Data excerpt:
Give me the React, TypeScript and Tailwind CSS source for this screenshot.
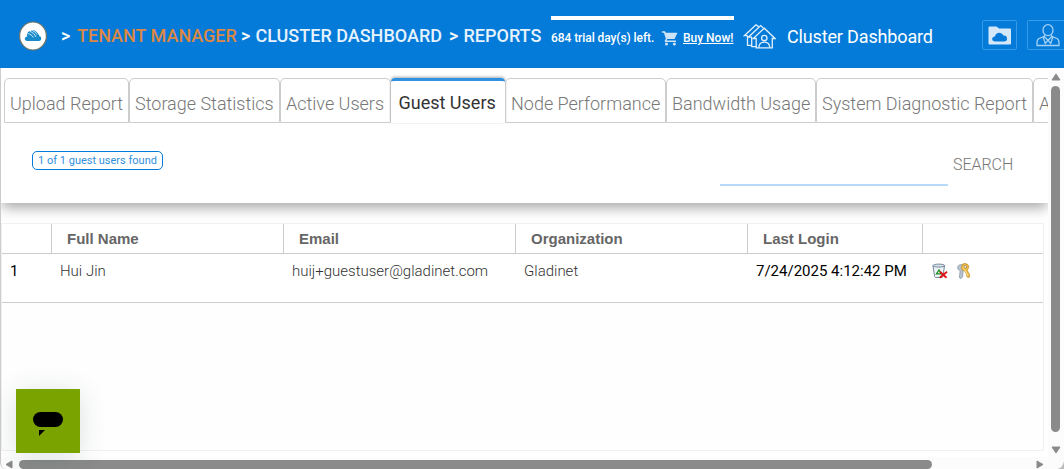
import React from "react";

const tabs = [
  { label: "Upload Report", width: "w-[125px]" },
  { label: "Storage Statistics", width: "w-[151px]" },
  { label: "Active Users", width: "w-[111px]" },
  { label: "Guest Users", width: "w-[114px]", active: true },
  { label: "Node Performance", width: "w-[161px]" },
  { label: "Bandwidth Usage", width: "w-[150px]" },
  { label: "System Diagnostic Report", width: "w-[217px]" },
  { label: "A", width: "w-[110px]" },
];

function Logo() {
  return (
    <svg width="28" height="30" viewBox="0 0 28 30" className="shrink-0">
      <ellipse cx="14" cy="15" rx="13.400" ry="14" fill="#fff" stroke="#6d7468" strokeWidth="1.200" />
      <path d="M8.300 20C4.800 20 5.200 15.600 8.200 15.500c-.8-3 1-5.800 3.700-5.500 1.300-1.300 3.700-1.100 5.100.4 2.500 2.300 3 3.100 3.500 4.900 2.200.2 2.600 4.700-.5 4.700Z" fill="#168acb" />
      <path d="M8.600 12.600c2.300.2 4.400 1.500 5.600 3.800M10.600 10.300c2.600.7 5.200 3 6.300 5.600M13.400 9.600c2 .8 3.500 2 4.700 4" fill="none" stroke="#fff" strokeWidth=".8" />
    </svg>
  );
}

function CartIcon() {
  return (
    <svg width="16" height="15" viewBox="0 0 16 15" className="shrink-0" fill="#cde4f8">
      <path d="M0 .3h3l.8 1.500h11.700l-3 6.200H5.200L4.500 9.500H14V11H3.100l-.5-1.200 1.300-2L1.900 1.700H0Z" />
      <circle cx="4.500" cy="13" r="1.500" />
      <circle cx="12.400" cy="13" r="1.500" />
    </svg>
  );
}

function HousesIcon() {
  return (
    <svg width="33" height="25" viewBox="0 0 33 25" className="shrink-0" fill="none" stroke="#e3f0fb" strokeWidth="1.300">
      <path d="M13.200 14.500h-3L21.300 4.200 32 14.500h-2.700v9.300H13.200Z" />
      <path d="M9 13.200H5.400L17.700 1.600l2.600 2.300M4.700 11.700H1.300L13 .8l2.500 1.800M4.500 12v9.300H9M8.700 13.200v9.500h4.500" />
      <circle cx="21.300" cy="14" r="2.700" />
      <path d="M15.800 23.600c.2-3.800 2.500-5.400 5.500-5.400s5.300 1.600 5.500 5.400" />
    </svg>
  );
}

function FolderIcon() {
  return (
    <svg width="23" height="19" viewBox="0 0 23 19">
      <path d="M1.500.5h7l2.500 2h11q1 0 1 1v14q0 1-1 1H1.500q-1 0-1-1v-16q0-1 1-1Z" fill="#d5e8f9" />
      <path d="M7.300 15.500c-4 0-4.200-4.500-.4-4.900C7.500 6.300 13.300 5 15.400 9.500c3-.1 4.200 2 3.500 4.300-.3 1.200-1.300 1.700-2.500 1.700Z" fill="#047bd9" />
    </svg>
  );
}

function PersonIcon() {
  return (
    <svg width="24" height="23" viewBox="0 0 24 23" fill="none" stroke="#a4d1f6" strokeWidth="1.300">
      <ellipse cx="12" cy="6.200" rx="5" ry="5.500" />
      <path d="M8.500 11v2l3.500 3.300 3.500-3.300v-2M8.500 12.300 3 14.500Q1 15.500 1 19v2.500h22V19q0-3.500-2-4.500l-5.500-2.200M7.300 13.500l2 6 2.700-3.200 2.700 3.200 2-6" />
    </svg>
  );
}

function DeleteIcon() {
  return (
    <svg width="16" height="16" viewBox="0 0 16 16" className="shrink-0">
      <path d="M1 2.800h11.500l-1.600 10.900-1 .8H3.600l-1-.8Z" fill="#eef3f6" stroke="#75879a" />
      <ellipse cx="6.800" cy="2.600" rx="5.900" ry="1.500" fill="#d5e1eb" stroke="#607388" strokeWidth=".8" />
      <path d="m7 7-2.500 3.800h4.800L7 7Z" fill="#fff" stroke="#168f20" strokeWidth="1.300" />
      <path d="m8 8.800 6.500 5.900M15 8.800 7.800 14.700" stroke="#df1418" strokeWidth="1.900" />
    </svg>
  );
}

function KeysIcon() {
  return (
    <svg width="16" height="16" viewBox="0 0 16 16" className="shrink-0">
      <path d="M7.500 2.200C4 .8 1.300 2.600 1.700 5c.2 1.500 1.400 2.400 2.500 2.600l-.8 7 1.400 1.100L6.600 14l.5-6.500L9 5Z" fill="#b8c5d0" stroke="#8495a3" strokeWidth=".8" />
      <path d="M7 .8c3.200-.8 5.600.5 5.700 2.900.1 1.600-.8 2.600-1.700 3.200l2.700 5.200-.2 2-1.700.4-1.100-1.600-.2-1.500-2-3.600C5.800 7.500 4.900 5.800 5.500 3.700Z" fill="#efbf45" stroke="#ba8429" strokeWidth=".7" />
      <path d="M7 3.500 8.500 6.500l3.500 6.500" fill="none" stroke="#ffe391" />
      <circle cx="9.300" cy="3.800" r="1.300" fill="#fff" stroke="#84632e" strokeWidth=".7" />
    </svg>
  );
}

function Header() {
  return (
    <header className="flex h-[68px] w-full shrink-0 overflow-hidden bg-[#047bd9] pl-[19px] text-white">
      <div className="flex h-[72px] w-[42px] shrink-0 items-center"><Logo /></div>
      <nav className="flex h-[71px] w-[490px] shrink-0 items-center whitespace-nowrap text-[18px] font-medium text-[#e6f2fc]">
        <span className="w-4 text-white">&gt;</span>
        <span className="w-[164px] text-[#dc8744]">TENANT MANAGER</span>
        <span className="w-[14.500px] text-white">&gt;</span>
        <span className="w-[193.500px]">CLUSTER DASHBOARD</span>
        <span className="w-[14.500px] text-white">&gt;</span>
        <span>REPORTS</span>
      </nav>
      <div className="mt-4 h-8 w-[183px] shrink-0 border-t-4 border-white">
        <div className="flex h-9 items-center whitespace-nowrap text-[12px] font-medium">
          <span className="w-[111px] tracking-[-0.070px]">684 trial day(s) left.</span>
          <CartIcon />
          <span className="ml-[5px] underline">Buy Now!</span>
        </div>
      </div>
      <div className="ml-[9px] flex h-[73px] w-[239px] shrink-0 items-center whitespace-nowrap text-[18px]">
        <HousesIcon />
        <span className="ml-[11px] tracking-[-0.150px]">Cluster Dashboard</span>
      </div>
      <div className="mt-5 flex h-[30px] w-[35px] shrink-0 items-center justify-center rounded-[2px] border border-[#359be7]"><FolderIcon /></div>
      <div className="mt-5 ml-[10px] flex h-[30px] w-[42px] shrink-0 items-center rounded-[2px] border border-[#359be7] pl-2"><PersonIcon /></div>
    </header>
  );
}

function Tabs() {
  return (
    <div className="flex h-[56px] w-full shrink-0 items-end overflow-hidden pl-[3px]">
      {tabs.map((tab) => (
        <div
          key={tab.label}
          className={`${tab.width} mb-px flex h-[45px] shrink-0 whitespace-nowrap text-[18px] ${tab.active ? "rounded-t-[4px] border-t-[3px] border-[#3092df] pl-[7.500px] pt-2 text-[#333] shadow-[0_-1px_3px_#aaa]" : "rounded-t-[5px] border border-[#ccc] pl-[5px] pt-[11px] font-light text-[#777]"}`}
        >
          {tab.label}
        </div>
      ))}
    </div>
  );
}

function GuestTable() {
  return (
    <section className="mt-5 flex h-[228px] w-[1043px] shrink-0 flex-col border border-[#f1f1f1] bg-[#fefefe] text-[15px]">
      <div className="grid h-[30px] shrink-0 grid-cols-[49px_232px_232px_232px_175px_1fr] border-b border-[#ccc] bg-white font-['Liberation_Sans'] font-bold leading-[30px] text-[#666]">
        <span />
        <span className="border-l border-[#ccc] pl-[15px]">Full Name</span>
        <span className="border-l border-[#ccc] pl-[15px]">Email</span>
        <span className="border-l border-[#ccc] pl-[15px]">Organization</span>
        <span className="border-l border-[#ccc] pl-[15px]">Last Login</span>
        <span className="border-l border-[#ccc]" />
      </div>
      <div className="grid h-[49px] shrink-0 grid-cols-[49px_232px_232px_232px_175px_1fr] border-b border-[#ccc] bg-white leading-[34px]">
        <span className="pl-2 text-black">1</span>
        <span className="pl-[9px] font-light text-[#333]">Hui Jin</span>
        <span className="pl-[9px] font-light text-[#333]">huij+guestuser@gladinet.com</span>
        <span className="pl-[9px] font-light text-[#333]">Gladinet</span>
        <span className="whitespace-nowrap pl-[9px] text-black">7/24/2025 4:12:42 PM</span>
        <span className="flex gap-2 pl-[10px] pt-[9px]"><DeleteIcon /><KeysIcon /></span>
      </div>
    </section>
  );
}

export default function App() {
  return (
    <div className="relative flex h-[469px] w-[1064px] flex-col overflow-hidden bg-[#fcfcfc] font-[Roboto]">
      <Header />
      <div className="flex h-[389px] shrink-0">
        <main className="flex w-[1048px] flex-col overflow-hidden border-l border-[#ccc] bg-white">
          <div className="relative flex h-[135px] shrink-0 flex-col bg-white shadow-[0_6px_12px_-1px_#aaa]">
            <Tabs />
            <div className="flex h-[79px]">
              <div className="ml-[31px] mt-[27px] h-[19px] w-[131px] rounded-[5px] border border-[#047bd9] text-center text-[11px] leading-[17px] text-[#2f8fdd]">1 of 1 guest users found</div>
              <div className="ml-[557px] mt-[40px] h-[22px] w-[228px] border-b-2 border-[#b6daf8]" />
              <span className="ml-[5px] mt-[29px] text-[16px] font-light tracking-[-0.050px] text-[#777]">SEARCH</span>
            </div>
          </div>
          <GuestTable />
        </main>
        <div className="flex w-4 flex-col items-center pt-[5px]">
          <svg width="10" height="8" viewBox="0 0 10 8"><path d="M5 1 9 7H1Z" fill="#8a8a8a" stroke="#8a8a8a" strokeLinejoin="round" /></svg>
          <div className="mr-px mt-[5px] h-[346px] w-[9px] rounded-full bg-[#8a8a8a]" />
          <svg className="mt-[14px]" width="10" height="8" viewBox="0 0 10 8"><path d="M1 1h8L5 7Z" fill="#8a8a8a" stroke="#8a8a8a" strokeLinejoin="round" /></svg>
        </div>
      </div>
      <div className="flex h-3 shrink-0 rounded-bl-[6px] border-l border-[#ccc] pl-1 pt-[3px]">
        <svg width="8" height="9" viewBox="0 0 8 9"><path d="M7 1v7L1 4.500Z" fill="#8a8a8a" stroke="#8a8a8a" strokeLinejoin="round" /></svg>
        <div className="ml-[6px] h-[9px] w-[913px] rounded-full bg-[#8a8a8a]" />
        <svg className="ml-[104px]" width="8" height="9" viewBox="0 0 8 9"><path d="M1 1v7l6-3.500Z" fill="#8a8a8a" stroke="#8a8a8a" strokeLinejoin="round" /></svg>
        <svg className="ml-[11px]" width="9" height="9" viewBox="0 0 9 9"><path d="M9 1q-1 7-7 8h7Z" fill="#bbb" /></svg>
      </div>
      <button aria-label="Open chat" className="absolute left-4 top-[389px] h-16 w-16 bg-[#7aa300] shadow-[0_4px_28px_rgba(0,50,50,0.14)]">
        <svg width="64" height="64" viewBox="0 0 64 64"><rect x="17" y="23" width="30" height="15" rx="7.500" /><path d="M23 41h6l-6 6Z" /></svg>
      </button>
    </div>
  );
}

Required work: Return, unchanged, the lines from the first line of the material through the line that holds "import React from", inclusive, omitting pictures.

Expected answer:
Give me the React, TypeScript and Tailwind CSS source for this screenshot.
import React from "react";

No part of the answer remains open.